Problem to solve: Extract, in full, the lines below, beginning at the first and ending with the line that contains "const [confirm, setConfirm]". Pictures do not belong in the copy.
* Begin *
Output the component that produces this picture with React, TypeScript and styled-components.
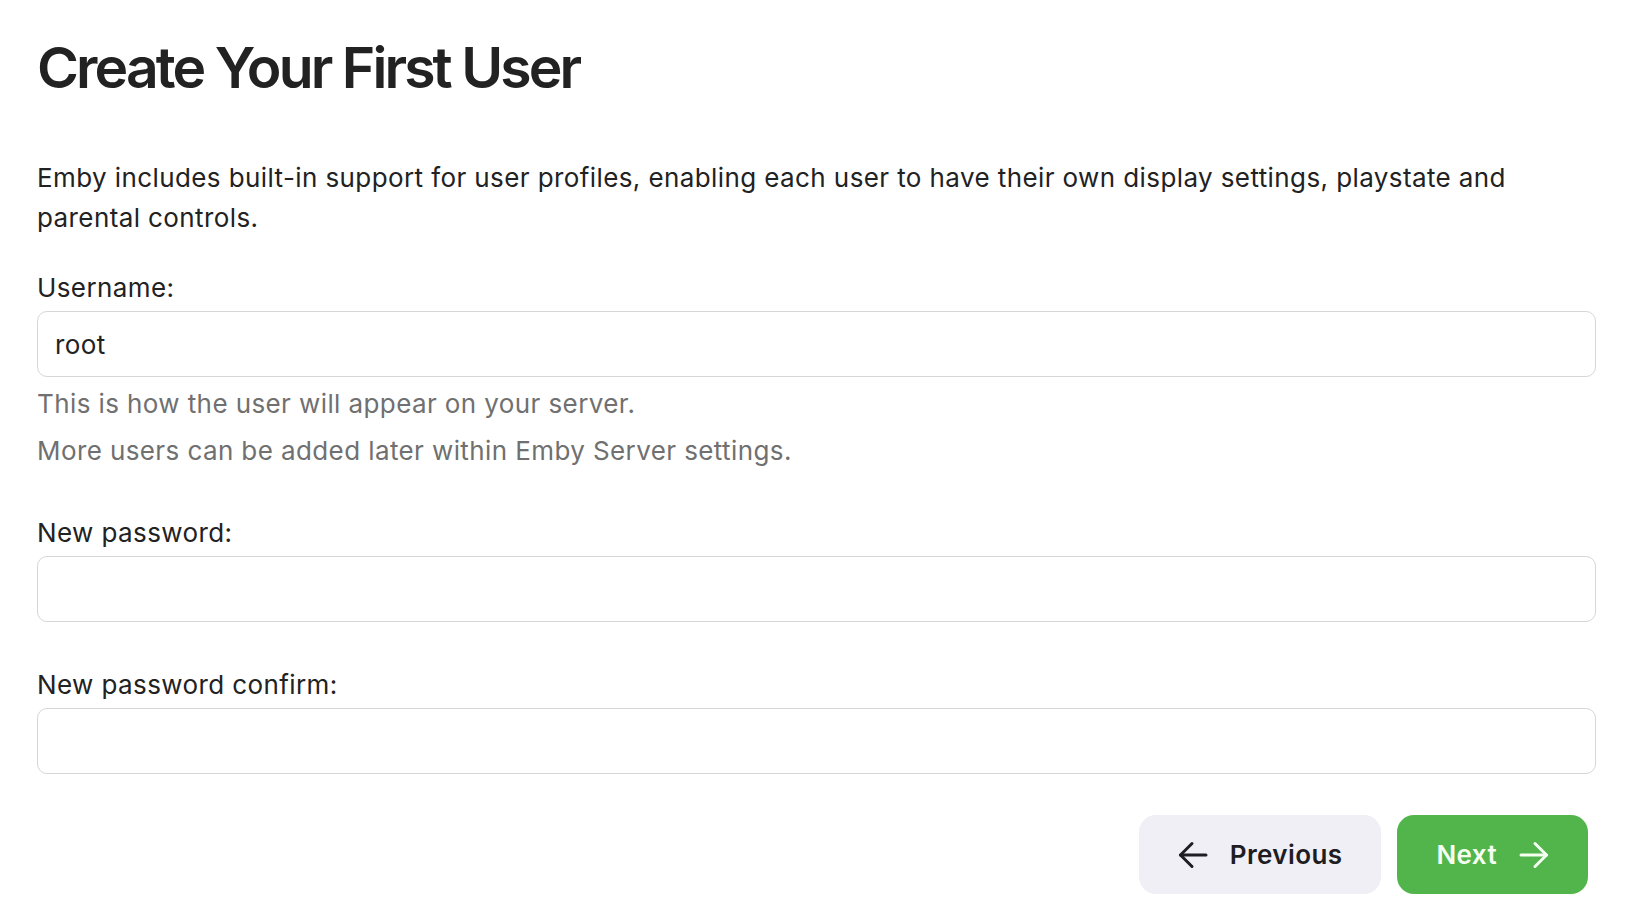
import React, { useState } from "react";
import { styled, createGlobalStyle } from "styled-components";

const GlobalStyle = createGlobalStyle`
  body {
    margin: 0;
    background: #ffffff;
    font-family: Inter, "Noto Sans", "Liberation Sans", sans-serif;
    color: #222222;
  }
`;

const ArrowIcon = ({ dir }: { dir: "left" | "right" }) => (
  <svg
    width="30"
    height="30"
    viewBox="0 0 30 30"
    fill="none"
    stroke="currentColor"
    strokeWidth="3"
    strokeLinecap="round"
    strokeLinejoin="round"
  >
    {dir === "left" ? (
      <>
        <path d="M28 15H2.5" />
        <path d="M14 3.5L2.5 15 14 26.5" />
      </>
    ) : (
      <>
        <path d="M2 15h25.5" />
        <path d="M16 3.5L27.5 15 16 26.5" />
      </>
    )}
  </svg>
);

const App = () => {
  const [username, setUsername] = useState("root");
  const [password, setPassword] = useState("");
  const [confirm, setConfirm] = useState("");

  return (
    <>
      <GlobalStyle />
      <S.Page>
        <S.Title>Create Your First User</S.Title>
        <S.Intro>
          Emby includes built-in support for user profiles, enabling each user
          to have their own display settings, playstate and parental controls.
        </S.Intro>

        <S.Field>
          <S.Label htmlFor="username">Username:</S.Label>
          <S.Input
            id="username"
            value={username}
            onChange={(e) => setUsername(e.target.value)}
          />
          <S.Help>This is how the user will appear on your server.</S.Help>
          <S.Help>More users can be added later within Emby Server settings.</S.Help>
        </S.Field>

        <S.Field>
          <S.Label htmlFor="pw">New password:</S.Label>
          <S.Input
            id="pw"
            type="password"
            value={password}
            onChange={(e) => setPassword(e.target.value)}
          />
        </S.Field>

        <S.Field>
          <S.Label htmlFor="pw2">New password confirm:</S.Label>
          <S.Input
            id="pw2"
            type="password"
            value={confirm}
            onChange={(e) => setConfirm(e.target.value)}
          />
        </S.Field>

        <S.Actions>
          <S.Button $variant="secondary">
            <ArrowIcon dir="left" />
            Previous
          </S.Button>
          <S.Button $variant="primary">
            Next
            <ArrowIcon dir="right" />
          </S.Button>
        </S.Actions>
      </S.Page>
    </>
  );
};

export default App;

const S = {
  Page: styled.main`
    padding: 0 30px 0 37px;
    letter-spacing: 0.4px;
  `,
  Title: styled.h1`
    margin: 34px 0 0;
    font-size: 57px;
    line-height: 68px;
    font-weight: 600;
    letter-spacing: -2.9px;
    color: #222222;
  `,
  Intro: styled.p`
    margin: 56px 0 31px;
    font-size: 26px;
    line-height: 40px;
    font-weight: 400;
  `,
  Field: styled.div`
    display: flex;
    flex-direction: column;
    & + & {
      margin-top: 44px;
    }
  `,
  Label: styled.label`
    font-size: 26px;
    line-height: 38px;
    margin-bottom: 4px;
  `,
  Input: styled.input`
    box-sizing: border-box;
    width: 100%;
    height: 66px;
    padding: 0 17px;
    border: 1px solid #d6d6d6;
    border-radius: 10px;
    background: #ffffff;
    font-family: inherit;
    font-size: 26px;
    letter-spacing: 0.4px;
    color: #222222;
    outline: none;
  `,
  Help: styled.div`
    font-size: 26px;
    line-height: 38px;
    color: #707070;
    margin-top: 8px;
    & + & {
      margin-top: 9px;
    }
  `,
  Actions: styled.div`
    display: flex;
    justify-content: flex-end;
    gap: 16px;
    margin-top: 41px;
    padding-right: 8px;
  `,
  Button: styled.button<{ $variant: "primary" | "secondary" }>`
    display: flex;
    align-items: center;
    gap: 22px;
    height: 79px;
    padding: 0 39px;
    border: none;
    border-radius: 17px;
    font-family: inherit;
    font-size: 26px;
    font-weight: 600;
    letter-spacing: 0.4px;
    cursor: pointer;
    background: ${(p) => (p.$variant === "primary" ? "#52b54b" : "#f0eff5")};
    color: ${(p) => (p.$variant === "primary" ? "#f4fff2" : "#1d1d22")};
  `,
};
* End *
Finished task:
Output the component that produces this picture with React, TypeScript and styled-components.
import React, { useState } from "react";
import { styled, createGlobalStyle } from "styled-components";

const GlobalStyle = createGlobalStyle`
  body {
    margin: 0;
    background: #ffffff;
    font-family: Inter, "Noto Sans", "Liberation Sans", sans-serif;
    color: #222222;
  }
`;

const ArrowIcon = ({ dir }: { dir: "left" | "right" }) => (
  <svg
    width="30"
    height="30"
    viewBox="0 0 30 30"
    fill="none"
    stroke="currentColor"
    strokeWidth="3"
    strokeLinecap="round"
    strokeLinejoin="round"
  >
    {dir === "left" ? (
      <>
        <path d="M28 15H2.5" />
        <path d="M14 3.5L2.5 15 14 26.5" />
      </>
    ) : (
      <>
        <path d="M2 15h25.5" />
        <path d="M16 3.5L27.5 15 16 26.5" />
      </>
    )}
  </svg>
);

const App = () => {
  const [username, setUsername] = useState("root");
  const [password, setPassword] = useState("");
  const [confirm, setConfirm] = useState("");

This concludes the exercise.